Searches a document for hash tags. Supports multiple natural languages. Works in various contexts.

This package uses a non-regex approach and supports both halfwidth and fullwidth alphanumeric characters as well as various writing systems.


pip install ht-getter


def get_hash_tags(source, mode = “strings”)


source -> The source text to be searched. Must be passed as a str type.

mode -> Specifies the mode of the results. The default value is “strings”

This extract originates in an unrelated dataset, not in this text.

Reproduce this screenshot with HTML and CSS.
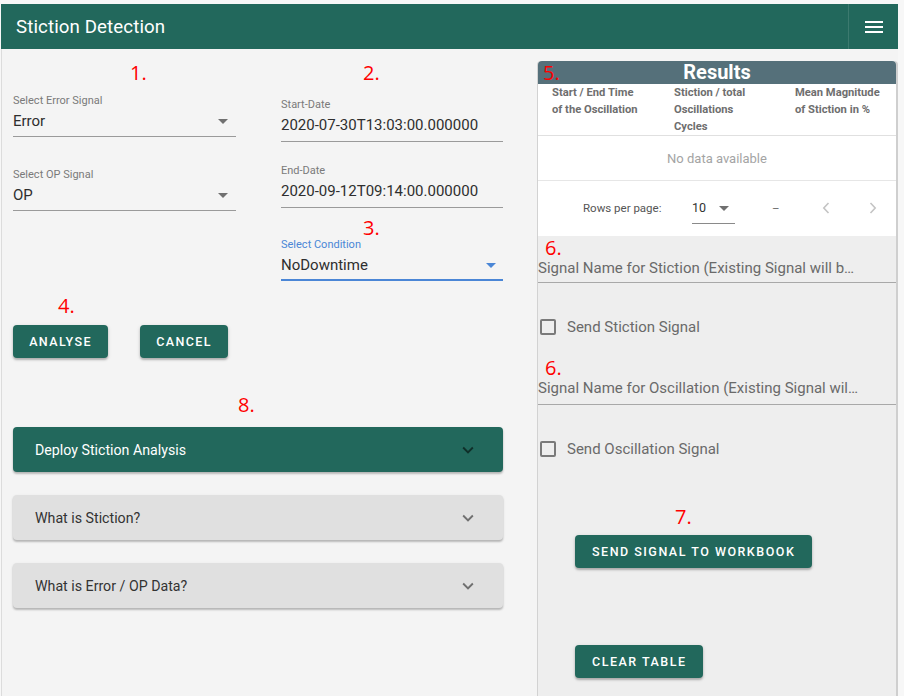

mode = “strings” -> The results are returned as a list of strings

mode = “indices” -> The results are returned as a list of lists of the start and end indices of the hash tags.

Code Sample

from ht_getter.getter import get_hash_tags

source_text = '''This simple package helps find you find #hash_tags in various types of #documents#. It also works with other languages like #日本語 or #한국어.
It supports #fullwidth #alpha-numeric characters. You can get a #list of the #hash_tags or a list of their #indices in the #####source_text."

hash_tags = get_hash_tags(source_text)
hash_tag_indices = get_hash_tags(source_text, mode = "indices")


Things to Keep in Mind:

  1. This package can be used in various contexts. (Social media, news articles, etc.)
  2. This package looks for substrings that have the structure of a hash tag but does not check that the substring is a valid hash tag on any platform.